Amy Wise
Children’s Creative Learning Center
Our Nature Explore Outdoor Classroom is nestled among the rolling hills on the campus of Butler County Community College which provides the perfect landscape for nature-based curriculum.
This space provides children the opportunity to immerse themselves in nature while learning valuable academic and social-emotional concepts. Children can sit on tree cookies, build with large wooden blocks and ramps, rake leaves, dig in the dirt and sand, observe insects, pump and pour water, and construct nature scenes. Extending the learning beyond the four walls of the classroom, which is designed in coordinating natural colors to allow for “visual flow” has given the children more meaningful and varied learning opportunities. With imagination and a variety of materials, children can engage in creative learning experiences with nature indoors and outdoors.
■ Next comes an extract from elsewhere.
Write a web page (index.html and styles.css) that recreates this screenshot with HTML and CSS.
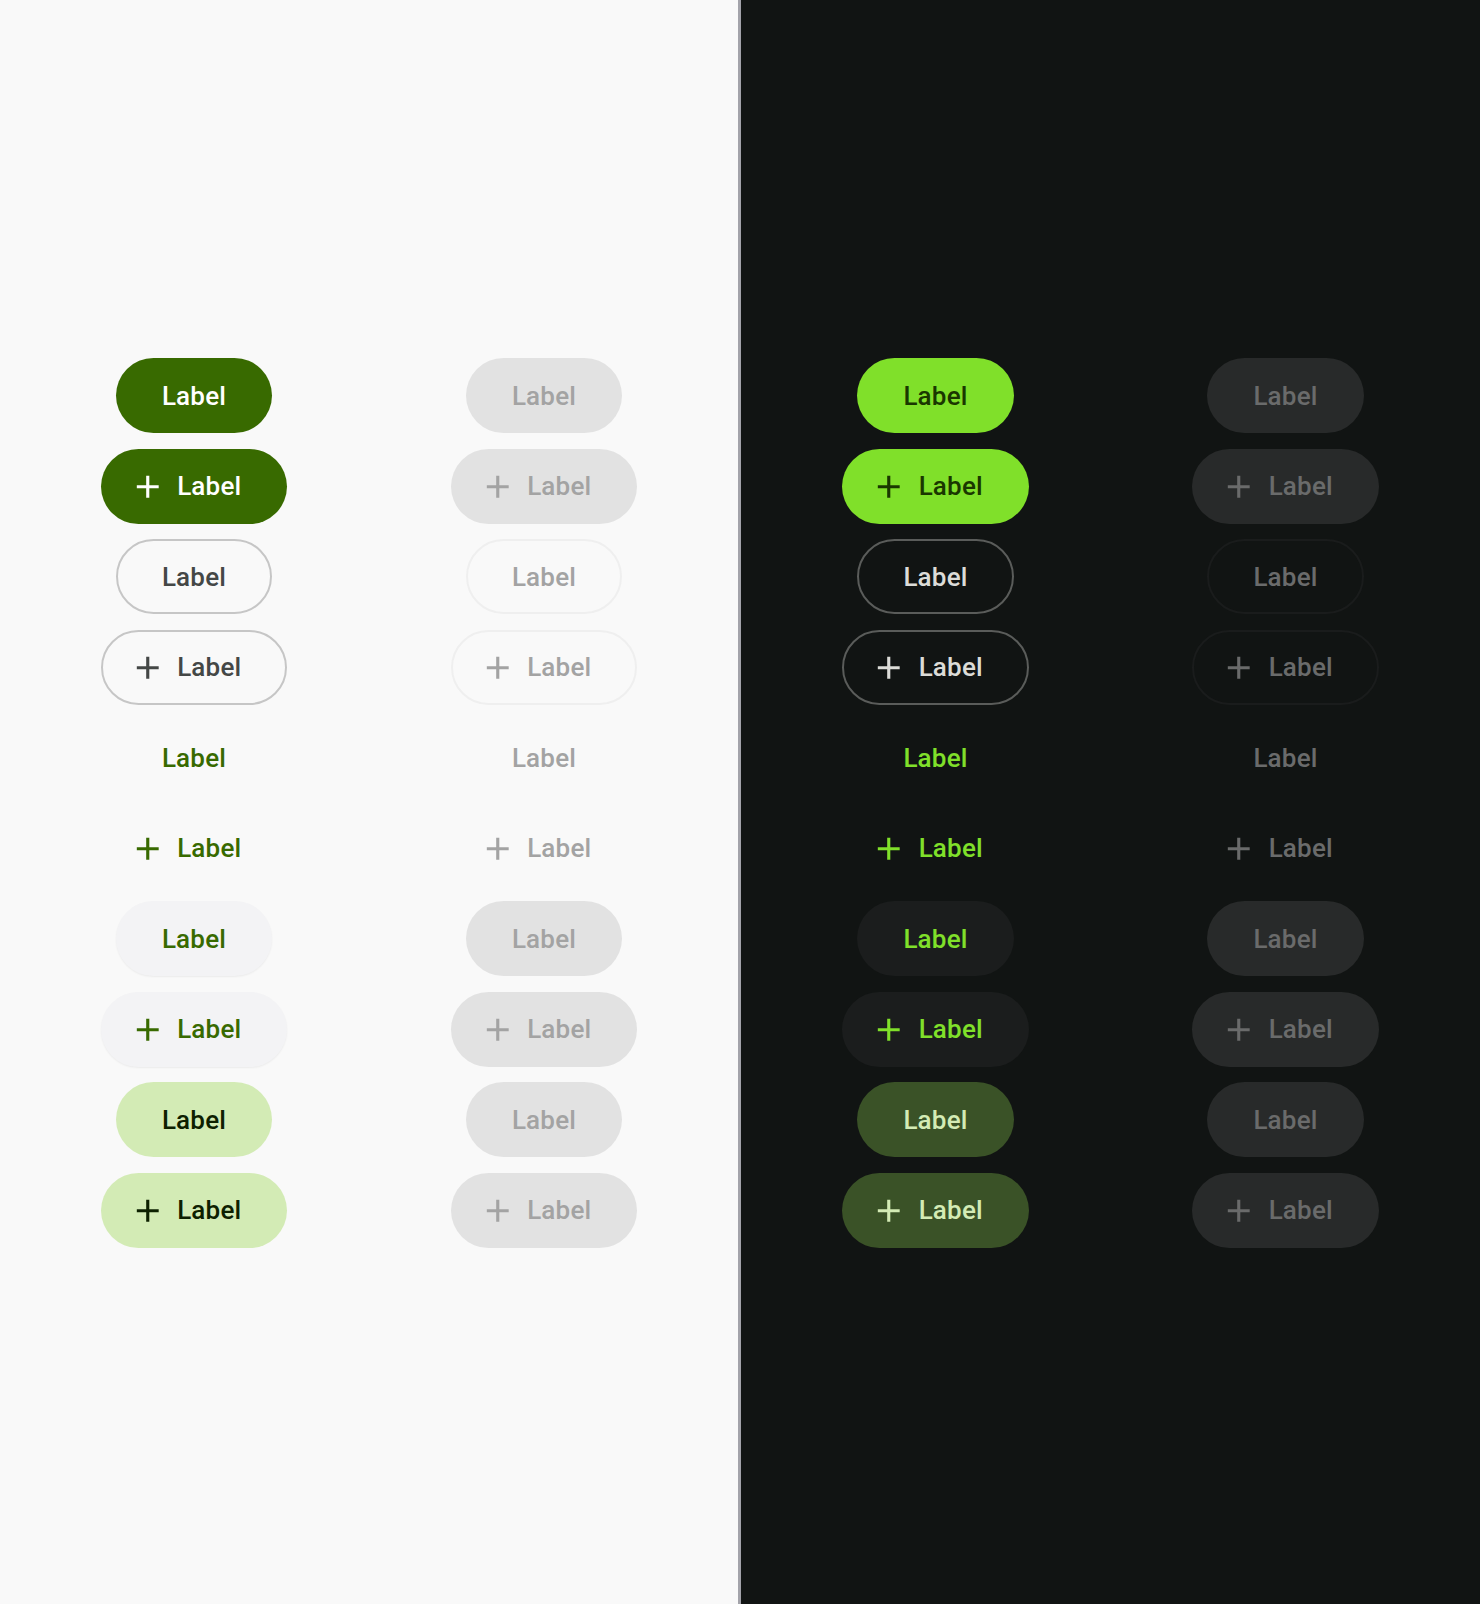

These learning experiences not only support creativity but they enhance problem solving skills, improve academic performance, and help build connections and social interactions. Outdoor learning makes learning more relevant and helps children develop deeper interests in real life opportunities.
After reding the book Pumpkin Jack, the children were interested in creating a pumpking patch outside. With the help of our college community, we were able to grow a pumpkin patch which featured pumpkins of all shapes and sizes. When in the outdoor classroom, the children experimented with the pumpkins, they obseved them with their senses and noticed they all looked and felt different. They realized that some could roll while others didn’t. We learned how pumpkins grow from a seed to a flowering vine and into a pumpkin. We learned that some animals like to eat the parts of the pumpkin and wondered if we would too. The children were able to see what what inside the pumpkin and made recipes such as roasted pumpkin seeds, pumpkin pie, and pumpkin bread.
We can’t wait to see if the pumpkin seeds we planted in our outdoor classroom garden will grown into pumpkins when we return in the fall.
These intereactions with nature allow children to learn by doing and experiment with their ideas. In nature, children are challenged to think, question, experiment, and learn. As children wonder, take risks, try and fail, and try some more, they gain confidence and build resilience.